Your writing style astounds me; you are amazing. I would steal some of your talent if I could. (but then of course I'd feel absolutely awful) I understand what you mean about skipping Roselle's early childhood. The daily routine of an infant does not exactly add to the plot.

Anyway, despite your slight dislike of the way you have written this, I loved it to pieces, just like the others, and I hope you can find time to continue soon!

-Erina
Kiyume chapter 19 . 7/1/2006
I'm sure glad you updated! It's been so long I had to go back and read the last chapter to make sense of things. It's a good chapter, and worth the wait. I was half expecting Princess Naomi to be Lucy. Our princess' name is Roselle, right? I'm also a little confused about who lives and/or belongs to which nation... I'm too lazy to go reread all the chapters, though. (Not that it wouldn't be worth it!)

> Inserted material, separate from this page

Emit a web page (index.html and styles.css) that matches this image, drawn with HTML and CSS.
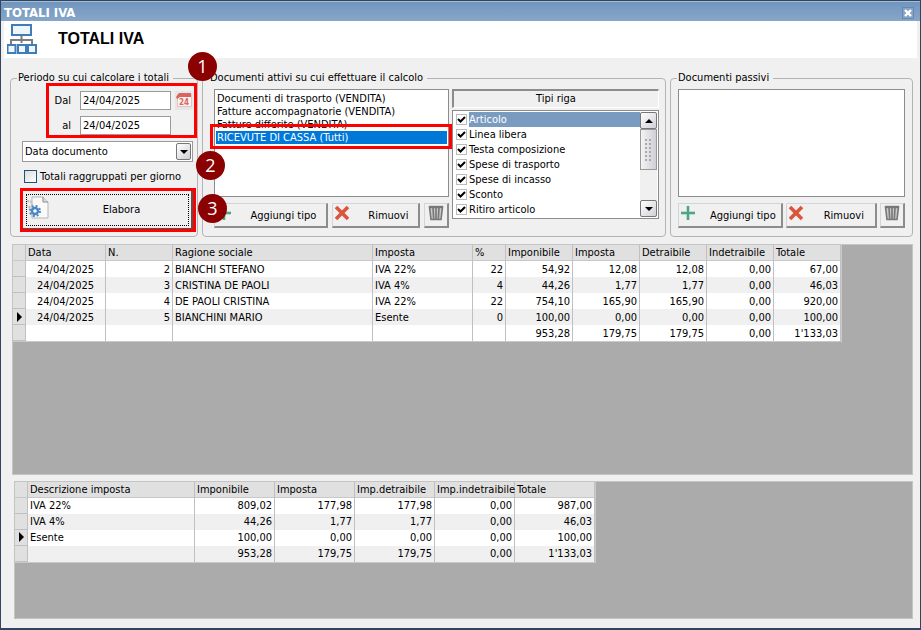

I hope you'll find time this summer to work on this fantastic summer; I know your fans will be waiting! Thanks again for the update!
ZealousKnight chapter 19 . 7/1/2006
I am SO GLAD you haven't abandoned this story! You've no idea how excited I was when I got the author alert. I was just thinking the other day that I wished you'd update.

All right, enough gushing. Yes, I suppose this chapter is a bit more concise than I'd like, but you know what? After waiting so long, I'll take it.

The point of view change is going to be interesting. I've been following Lucie for so long now and enjoy her voice. But I have faith in you. You've brought us this far, I trust you to carry us through to the end and make it worth the journy.

Glad you're back!
The Gobbler chapter 10 . 6/21/2006
Hmm, I'm beginning to wonder about Adriel. I kind of like her, but I'm just not sure... anyway, I liked Master Mentira's name, just because I recognized the word "mentira" from Spanish... but yeah, good job, again. I think I say that in every single review if I like the story.
softlycryingrain chapter 18 . 6/2/2006
Ok, I'm back. Once again, marvelous job! I love how you follow the story line but still make it your own. But I'm curious, is Roselle the original name from the Fairy tale? Or Aurora, I do know that is the one used in the Disney version. Anyway, I still like the name _

Hmm, well, Adriel cast the spinning wheel spell as expected, so now Lucie will be working against her best friend, it would seem. I'm sure you have some interesting dilemas planned out there. (which I look forward to, hopefully you're schedule will allow you to finish this soon!)

Oh, and I loved your descriptions of the naming ceremony, the room, the crowd, I could picture it all! The descriptions of the king and queen especially.

I'm just too thrilled with this story so far to offer any CC, my apologies!

But I was wondering (this is completely off the wall and you don't even need to answer it!) But how do Lucie's wings fit out through her dress? lolz, it seems like it would be difficult to fit them through holes cut in the back, since wings tend to be wider at the ends and thinner where they are connected...just a random thought I've always had when thinking of fairies!

Anyway, great job! I eagerly await more!